Congressional debate on Syria
(KPLR) – In Tuesday’s Jacology, Charles Jaco looks at the upcoming congressional debate on Syria.
We’re about to have the kind of debate we don’t do very well any more. Congress is about to debate taking military action against Syria. This is the sort of debate that requires some knowledge of something besides partisan talking points. It requires a passing familiarity with U.S. military doctrine and capabilities. It requires some insight, however small into what’s happening in the civil war in Syria. It requiressomething approaching concern over the use of chemical weapons against civilians. And it requires the memory of how we were lied to about weapons of mass destruction in Iraq.

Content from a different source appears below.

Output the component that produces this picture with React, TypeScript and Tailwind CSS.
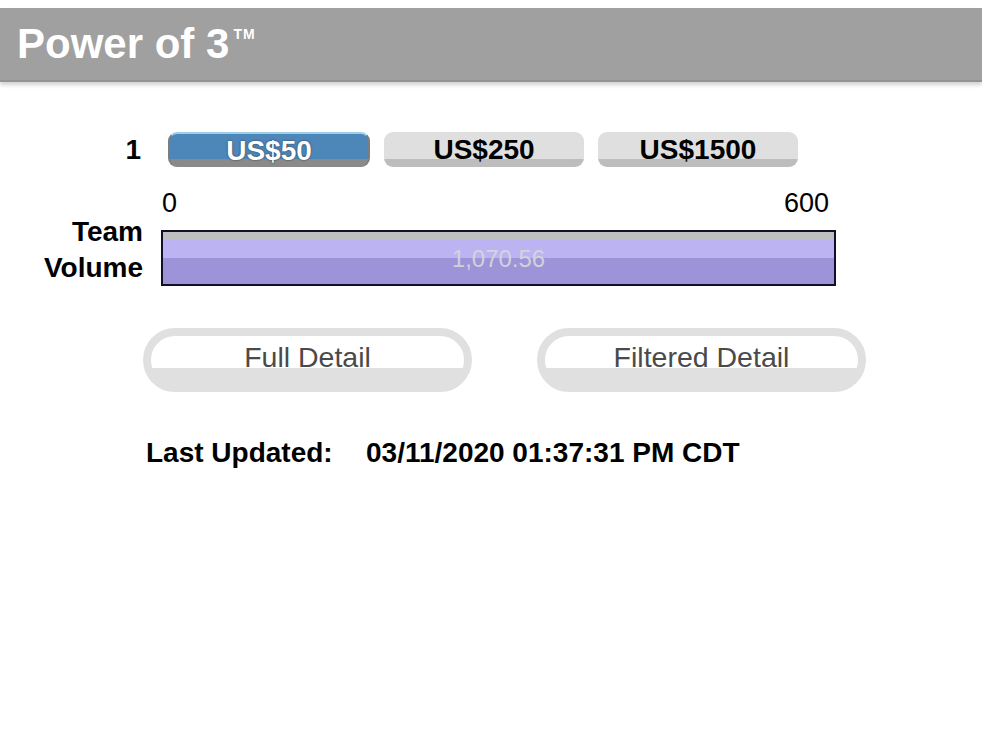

Since this requires knowledge, skepticism and a realistic view of chemical weapons and also requires some sort if moral position; it may be beyond the capabilities of the people in this congress. That’s because the majority of them are mostly concerned about one thing, reelection. And for most of them, it means appeasing the partisan yahoos in their own districts.
So when you ask the real questions they tend to get lost. Those questions are straightforward. If we have evidence Assad used chemicals against his own people, should we hit him with missiles to teach him a lesson? If we do, what happens then? Will pounding Syria with around 12-hundred tons of warhead explosives from cruise missiles stop Assad from using chemicals again? Will it swing the balance of Syria’s civil war to the rebels, many if not most of whom are now Islamic fundamentalists?
A debate like the one coming up in congress requires informed lawmakers. But that presupposes that the voters who elect them are informed. The problem is, most of those voters can’t find Syria on a map. They can’t tell a Shiite from a Sunni from an Alewite. All most of them know is their tired of 12 years of war. They know they were lied to about Iraq. And they know whether or not they like or hate President Obama. Based on that, I get the feeling the upcoming debate on Syria may not be one of American democracy’s finest hours. I hope I’m wrong.
I’m Charles Jacoand that’s Jacology.